AT: Oh, well, Bitsy! She’s always going to say that her way is the best way, and so of course that means it’s part of some grand plan. But life has a tendency to wear people’s edges down over time, and I think Bitsy has lost much of her certitude by the end of the book.
JMG: Bitsy and her ﬁrst husband are thrust together because their families felt they should be soulmates. Do you think Jin-Ho and “bossy Susan” are in danger of the same fate? How are the two girls similar, and how are they different?

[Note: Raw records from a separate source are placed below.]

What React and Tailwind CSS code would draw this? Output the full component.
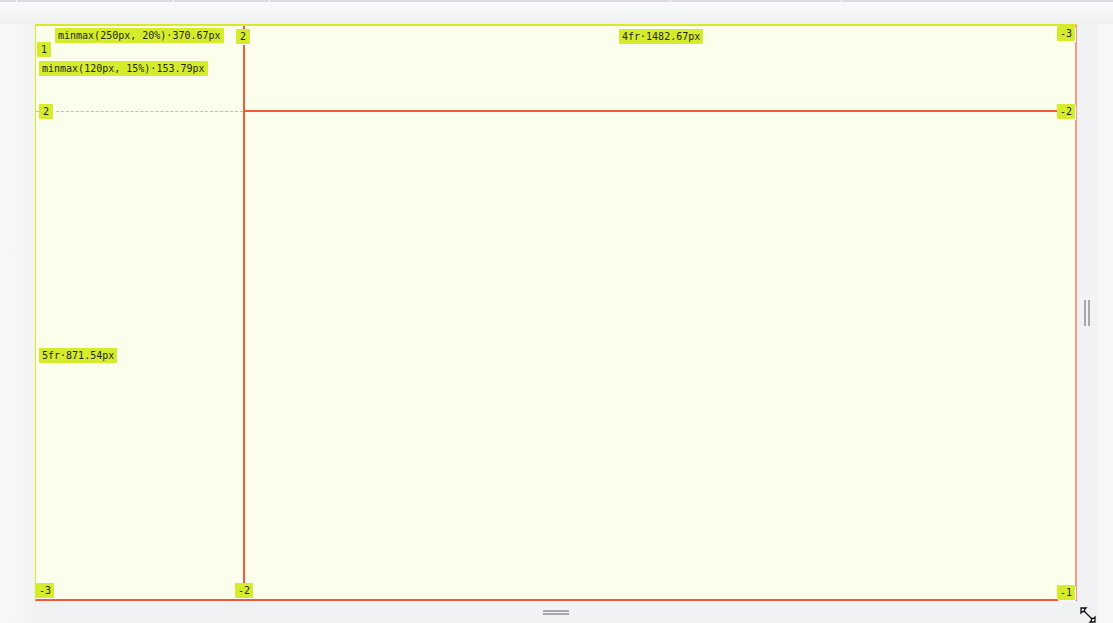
const mono = { fontFamily: '"DejaVu Sans Mono", "Liberation Mono", monospace' }

const labels = [
  { text: 'minmax(250px, 20%)·370.67px', cls: 'left-[19px] top-[2px]' },
  { text: '1', cls: 'left-[1px] top-[16px]' },
  { text: '2', cls: 'left-[200px] top-[3px]' },
  { text: '4fr·1482.67px', cls: 'left-[583px] top-[3px]' },
  { text: '-3', cls: 'left-[1021px] top-[0px]' },
  { text: 'minmax(120px, 15%)·153.79px', cls: 'left-[3px] top-[35px]' },
  { text: '2', cls: 'left-[3px] top-[78px]' },
  { text: '-2', cls: 'left-[1021px] top-[78px]' },
  { text: '5fr·871.54px', cls: 'left-[3px] top-[322px]' },
  { text: '-3', cls: 'left-[0px] top-[557px]' },
  { text: '-2', cls: 'left-[199px] top-[557px]' },
  { text: '-1', cls: 'left-[1021px] top-[559px]' },
]

function Label({ text, cls }) {
  return (
    <div
      className={`absolute ${cls} h-[15px] min-w-[14px] px-[3px] bg-[#d4ec2b] text-[#262626] text-[10px] leading-[15px] text-center whitespace-pre rounded-[1px] shadow-[1px_1px_0_#ffffff]`}
      style={mono}
    >
      {text}
    </div>
  )
}

function ResizeIcon() {
  return (
    <svg width="18" height="18" viewBox="0 0 18 18" fill="none" stroke="#111" strokeWidth="1.3">
      <path d="M4 4 L14 14" />
      <path d="M2 7 V2 H7 L5.5 3.5 V5.5 H3.5 Z" fill="#fff" />
      <path d="M16 11 V16 H11 L12.5 14.5 V12.5 H14.5 Z" fill="#fff" />
    </svg>
  )
}

export default function App() {
  return (
    <div className="w-[1113px] h-[623px] flex flex-col bg-[#f7f8f8] overflow-hidden">
      <div className="h-[2px] shrink-0 bg-[#dcdde2] flex">
        <div className="w-[16px]" />
        <div className="w-[1px] bg-white" />
        <div className="w-[156px]" />
        <div className="w-[1px] bg-white" />
        <div className="w-[95px]" />
        <div className="w-[1px] bg-white" />
        <div className="w-[400px]" />
        <div className="w-[1px] bg-white" />
        <div className="w-[170px]" />
        <div className="w-[1px] bg-white" />
      </div>
      <div className="h-[22px] shrink-0 bg-gradient-to-b from-[#fafbfb] to-[#eef0f0]" />

      <div className="flex flex-1">
        <div className="w-[34px] bg-gradient-to-r from-[#f8f9f9] to-[#f2f3f3]" />

        <div className="w-[1064px] bg-[#f1f2f4] flex flex-col">
          <div className="flex">
            <div className="relative ml-[1px] w-[1042px] h-[577px] grid grid-cols-[207px_1fr] grid-rows-[86px_1fr] bg-[#fafeeb] border-t-2 border-t-[#d9e92a] border-l border-l-[#d9e92a] border-r-2 border-r-[#f59a86] border-b-2 border-b-[#f4583a]">
              <div className="border-b border-dashed border-b-[#c4dc10]" />
              <div className="border-l-2 border-l-[#f4583a] border-b-2 border-b-[#f4583a]" />
              <div />
              <div className="border-l-2 border-l-[#f4583a]" />
              {labels.map((l, i) => (
                <Label key={i} {...l} />
              ))}
            </div>
            <div className="w-[21px] flex items-center pl-[7px]">
              <div className="flex gap-[2px]">
                <div className="w-[2px] h-[26px] bg-[#a9a9a9]" />
                <div className="w-[2px] h-[26px] bg-[#a9a9a9]" />
              </div>
            </div>
          </div>

          <div className="flex flex-1 items-center">
            <div className="ml-[1px] w-[1042px] flex justify-center">
              <div className="flex flex-col gap-[1px]">
                <div className="w-[26px] h-[2px] bg-[#a9a9a9]" />
                <div className="w-[26px] h-[2px] bg-[#a9a9a9]" />
              </div>
            </div>
            <div className="ml-[2px] mt-[5px]">
              <ResizeIcon />
            </div>
          </div>
        </div>

        <div className="flex-1 bg-[#f7f8f8]" />
      </div>
    </div>
  )
}
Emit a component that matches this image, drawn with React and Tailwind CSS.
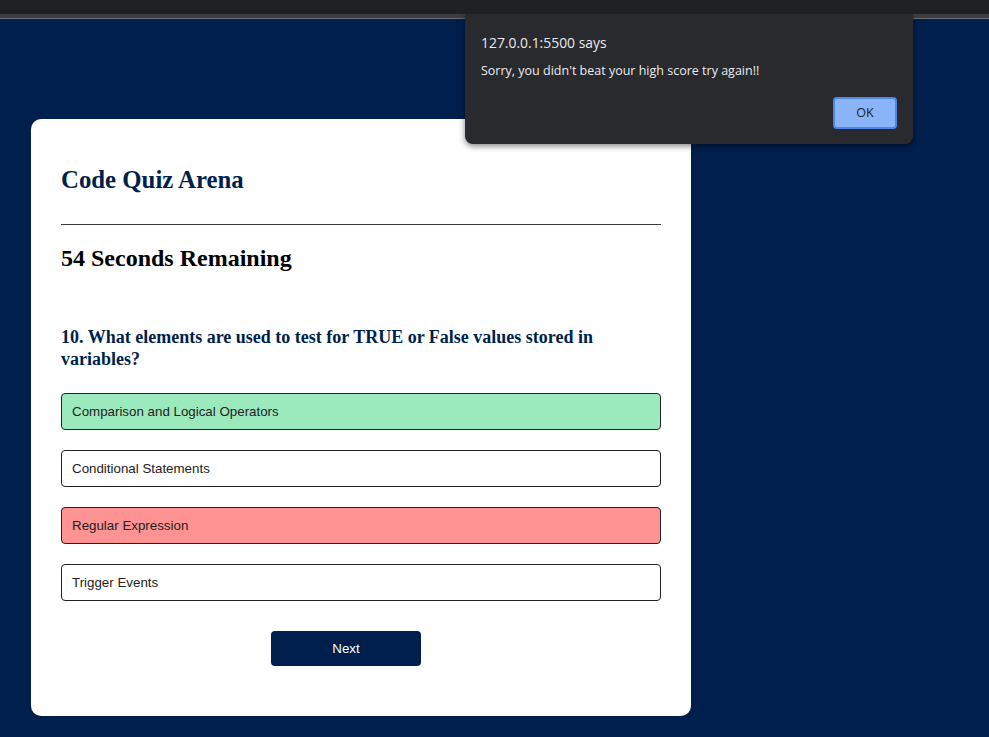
import React from "react";

const options = [
  { text: "Comparison and Logical Operators", cls: "bg-[#9beabd]" },
  { text: "Conditional Statements", cls: "bg-white" },
  { text: "Regular Expression", cls: "bg-[#ff9393]" },
  { text: "Trigger Events", cls: "bg-white" },
];

export default function App() {
  return (
    <div className="relative w-[989px] h-[737px] overflow-hidden bg-[#001f4d] flex flex-col">
      <div className="h-[14px] bg-[#202124]" />
      <div className="h-[4px] bg-[#3c3d40]" />
      <div className="h-px bg-[#6b6d70]" />
      <div className="flex-1 pt-[100px] pl-[31px]">
        <div
          className="w-[660px] h-[597px] bg-white rounded-[10px] px-[30px] pt-[47px] flex flex-col"
          style={{ fontFamily: '"Liberation Serif", "Times New Roman", serif' }}
        >
          <div className="text-[24.8px] leading-[28px] font-bold text-[#001f4d]">
            Code Quiz Arena
          </div>
          <div className="mt-[30px] h-px bg-[#3a3a3a]" />
          <div className="mt-[19px] text-[24px] leading-[28px] font-bold text-black">
            54 Seconds Remaining
          </div>
          <div className="mt-[54px] text-[18px] leading-[22px] font-bold text-[#001f4d]">
            10. What elements are used to test for TRUE or False values stored in variables?
          </div>
          <div
            className="mt-[23px] flex flex-col gap-[20px]"
            style={{ fontFamily: '"Liberation Sans", Arial, sans-serif' }}
          >
            {options.map((o) => (
              <div
                key={o.text}
                className={`h-[37px] border border-[#222] rounded-[4px] flex items-center pl-[10px] text-[13.33px] text-[#222] ${o.cls}`}
              >
                {o.text}
              </div>
            ))}
          </div>
          <div className="mt-[30px] flex pl-[210px]">
            <div
              className="w-[150px] h-[35px] bg-[#001f4d] rounded-[4px] flex items-center justify-center text-white text-[13.33px]"
              style={{ fontFamily: '"Liberation Sans", Arial, sans-serif' }}
            >
              Next
            </div>
          </div>
        </div>
      </div>

      <div
        className="absolute left-[465px] top-[14px] w-[448px] h-[130px] bg-[#292a2d] rounded-b-[8px] shadow-[0_2px_6px_rgba(0,0,0,0.5)] px-[16px] pt-[19px]"
        style={{ fontFamily: '"Open Sans", "Noto Sans", sans-serif' }}
      >
        <div className="text-[13.9px] leading-[20px] text-[#e8eaed]">127.0.0.1:5500 says</div>
        <div className="mt-[9px] text-[12.5px] leading-[18px] text-[#e8eaed]">
          Sorry, you didn't beat your high score try again!!
        </div>
        <div className="absolute right-[16px] top-[83px] w-[64px] h-[32px] rounded-[4px] border-2 border-[#4f86ec] bg-[#8ab4f8] flex items-center justify-center text-[12.5px] text-[#202124]">
          OK
        </div>
      </div>
    </div>
  );
}
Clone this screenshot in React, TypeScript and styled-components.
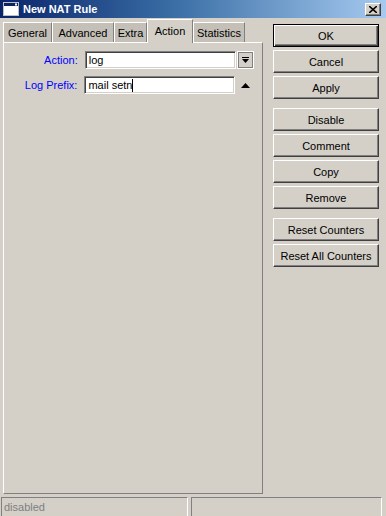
import React from "react";
import styled, { createGlobalStyle } from "styled-components";

const Global = createGlobalStyle`
  html, body { margin: 0; padding: 0; background: #d4d0c8; }
  body { font-family: "Liberation Sans", Arial, sans-serif; font-size: 11px; color: #000; }
  #root { width: 386px; height: 516px; overflow: hidden; }
`;

const Window = styled.div`
  width: 386px;
  height: 516px;
  background: #d4d0c8;
  display: flex;
  flex-direction: column;
  box-sizing: border-box;
`;

const TitleBar = styled.div`
  height: 18px;
  flex: none;
  display: flex;
  align-items: center;
  background: linear-gradient(to right, #0a246a 0%, #3a6ea5 45%, #a6caf0 100%);
  padding: 0 5px 0 3px;
`;

const TitleText = styled.div`
  color: #fff;
  font-weight: bold;
  font-size: 11px;
  margin-left: 4px;
  flex: 1;
`;

const CloseBtn = styled.div`
  width: 16px;
  height: 13px;
  box-sizing: border-box;
  background: #d4d0c8;
  border-top: 1px solid #fff;
  border-left: 1px solid #fff;
  border-right: 1px solid #404040;
  border-bottom: 1px solid #404040;
  box-shadow: inset -1px -1px 0 #808080;
  display: flex;
  align-items: center;
  justify-content: center;
`;

const Body = styled.div`
  flex: 1;
  display: flex;
  min-height: 0;
`;

const LeftCol = styled.div`
  width: 260px;
  margin-left: 3px;
  display: flex;
  flex-direction: column;
`;

const TabRow = styled.div`
  height: 24px;
  display: flex;
  align-items: flex-end;
  position: relative;
  z-index: 1;
`;

const Tab = styled.div<{ $active?: boolean; $w: number }>`
  width: ${(p) => p.$w}px;
  box-sizing: border-box;
  height: ${(p) => (p.$active ? 24 : 20)}px;
  margin-bottom: ${(p) => (p.$active ? -1 : 0)}px;
  background: ${(p) => (p.$active ? "#d4d0c8" : "#c4c0b8")};
  border-top: 1px solid #fff;
  border-left: 1px solid #fff;
  border-right: 1px solid #808080;
  display: flex;
  align-items: center;
  justify-content: center;
  padding-bottom: ${(p) => (p.$active ? 2 : 0)}px;
  font-size: 11px;
  color: #000;
`;

const Panel = styled.div`
  height: 452px;
  box-sizing: border-box;
  border-top: 1px solid #fff;
  border-left: 1px solid #fff;
  border-right: 1px solid #808080;
  border-bottom: 1px solid #808080;
  padding: 8px 8px 0 0;
  display: flex;
  flex-direction: column;
  gap: 7px;
`;

const FormRow = styled.div`
  display: flex;
  align-items: center;
  height: 18px;
`;

const Label = styled.div`
  width: 75px;
  text-align: right;
  color: #0000ff;
  margin-right: 7px;
  font-size: 11px;
`;

const Input = styled.div`
  width: 154px;
  height: 18px;
  box-sizing: border-box;
  background: #fff;
  border-top: 1px solid #808080;
  border-left: 1px solid #808080;
  border-right: 1px solid #fff;
  border-bottom: 1px solid #fff;
  box-shadow: inset 1px 1px 0 #404040, inset -1px -1px 0 #d4d0c8;
  padding: 0 3px;
  display: flex;
  align-items: center;
  font-size: 11px;
`;

const Caret = styled.span`
  display: inline-block;
  width: 1px;
  height: 13px;
  background: #000;
`;

const DropBtn = styled.div`
  width: 17px;
  height: 18px;
  margin-left: 1px;
  box-sizing: border-box;
  border: 1px solid #fff;
  box-shadow: inset 1px 1px 0 #808080, inset -1px -1px 0 #808080;
  display: flex;
  align-items: center;
  justify-content: center;
`;

const UpArrow = styled.div`
  width: 17px;
  margin-left: 2px;
  display: flex;
  align-items: center;
  justify-content: center;
`;

const RightCol = styled.div`
  width: 106px;
  margin-left: 10px;
  padding-top: 6px;
  display: flex;
  flex-direction: column;
`;

const Button = styled.div<{ $default?: boolean; $gapTop?: number }>`
  height: 23px;
  box-sizing: border-box;
  margin-top: ${(p) => p.$gapTop ?? 3}px;
  background: #d4d0c8;
  display: flex;
  align-items: center;
  justify-content: center;
  font-size: 11px;
  color: #000;
  border: 1px solid ${(p) => (p.$default ? "#000" : "transparent")};
  box-shadow: inset 1px 1px 0 #fff, inset -1px -1px 0 #404040, inset -2px -2px 0 #808080;
  ${(p) =>
    !p.$default &&
    `border-top-color: #fff; border-left-color: #fff; border-right-color: #404040; border-bottom-color: #404040; box-shadow: inset -1px -1px 0 #808080, inset 1px 1px 0 #d4d0c8;`}
`;

const StatusBar = styled.div`
  height: 19px;
  flex: none;
  display: flex;
  gap: 3px;
  padding: 0 4px 0 1px;
`;

const StatusCell = styled.div<{ $w: number }>`
  width: ${(p) => p.$w}px;
  box-sizing: border-box;
  border-top: 1px solid #808080;
  border-left: 1px solid #808080;
  border-right: 1px solid #fff;
  padding: 3px 2px 0;
  color: #808080;
  font-size: 11px;
`;

function WinIcon() {
  return (
    <svg width="16" height="14" viewBox="0 0 16 14">
      <rect x="0.5" y="0.5" width="15" height="13" fill="#fff" stroke="#c0c0c0" />
      <rect x="1" y="1" width="14" height="3" fill="#0a246a" />
      <rect x="12" y="1.5" width="2" height="2" fill="#fff" />
    </svg>
  );
}

function CloseIcon() {
  return (
    <svg width="8" height="7" viewBox="0 0 8 7">
      <path d="M0 0 L8 7 M8 0 L0 7" stroke="#000" strokeWidth="1.6" />
    </svg>
  );
}

function DropIcon() {
  return (
    <svg width="7" height="7" viewBox="0 0 7 7">
      <rect x="0" y="0" width="7" height="1" fill="#000" />
      <path d="M0 2 H7 L3.5 6 Z" fill="#000" />
      <rect x="2" y="2" width="3" height="2" fill="#000" />
    </svg>
  );
}

function TriUp() {
  return (
    <svg width="9" height="5" viewBox="0 0 9 5">
      <path d="M0 5 L4.5 0 L9 5 Z" fill="#000" />
    </svg>
  );
}

const tabs = [
  { name: "General", w: 49 },
  { name: "Advanced", w: 62 },
  { name: "Extra", w: 33 },
  { name: "Action", w: 46, active: true },
  { name: "Statistics", w: 52 },
];

const buttons: { label: string; gap?: number; def?: boolean }[] = [
  { label: "OK", def: true, gap: 0 },
  { label: "Cancel" },
  { label: "Apply" },
  { label: "Disable", gap: 9 },
  { label: "Comment" },
  { label: "Copy" },
  { label: "Remove" },
  { label: "Reset Counters", gap: 9 },
  { label: "Reset All Counters" },
];

export default function App() {
  return (
    <>
      <Global />
      <Window>
        <TitleBar>
          <WinIcon />
          <TitleText>New NAT Rule</TitleText>
          <CloseBtn>
            <CloseIcon />
          </CloseBtn>
        </TitleBar>
        <Body>
          <LeftCol>
            <TabRow>
              {tabs.map((t) => (
                <Tab key={t.name} $w={t.w} $active={t.active}>
                  {t.name}
                </Tab>
              ))}
            </TabRow>
            <Panel>
              <FormRow>
                <Label>Action:</Label>
                <Input>log</Input>
                <DropBtn>
                  <DropIcon />
                </DropBtn>
              </FormRow>
              <FormRow>
                <Label>Log Prefix:</Label>
                <Input>
                  mail setn
                  <Caret />
                </Input>
                <UpArrow>
                  <TriUp />
                </UpArrow>
              </FormRow>
            </Panel>
          </LeftCol>
          <RightCol>
            {buttons.map((b) => (
              <Button key={b.label} $default={b.def} $gapTop={b.gap}>
                {b.label}
              </Button>
            ))}
          </RightCol>
        </Body>
        <StatusBar>
          <StatusCell $w={187}>disabled</StatusCell>
          <StatusCell $w={191} />
        </StatusBar>
      </Window>
    </>
  );
}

AT: That’s an interesting point. I hadn’t thought of the parallel with Bitsy’s ﬁrst marriage. I imagine that Jin-Ho and Susan will resist their association more and more as they grow older. I can picture the two of them in their teens, sulking in opposite corners of every Arrival Party, listening to totally different styles of music on their headphones and wearing clothes as unlike each other’s as possible. By the time they’re adults, though . . . well, who knows?
JMG: By the end of the book, Maryam realizes that she’s “winnowed out the people she’s not at ease with.” What about Dave makes her feel uneasy, and how does he make her feel comfortable? Do the two really love one another?
AT: In fact, Maryam is no less guilty of pigeonholing than other people are. Much of her uneasiness with Dave is based simply on his being “so American.” But, yes, I believe they love each other. A lot of misunderstandings may await them in the future, but I do think it’s real love.
JMG: Why does Maryam elect to join the Donaldsons when they knock at her door–although it would have been just as easy for her not to?
AT: That’s just one more step in the Immigration Tango–the pull toward assimilation warring with the fear of losing one’s true self.
JMG: Were there any special routines you followed or books you read while writing this book, to inspire creativity? What were they?
AT: By now I know not to expect “inspiration.” It’s more a matter of going into my writing room at the same time every day, sitting in the same chair, and trusting that mere routine will somehow see me through.
JMG: Is there any particular project that you’re working on right now? What can readers look forward to seeing from you next?
AT: I’m at the very faltering beginning of a book about a man who’s decided he has nothing more to expect from his life. But it’s going so badly that the beginning may be as far as it gets.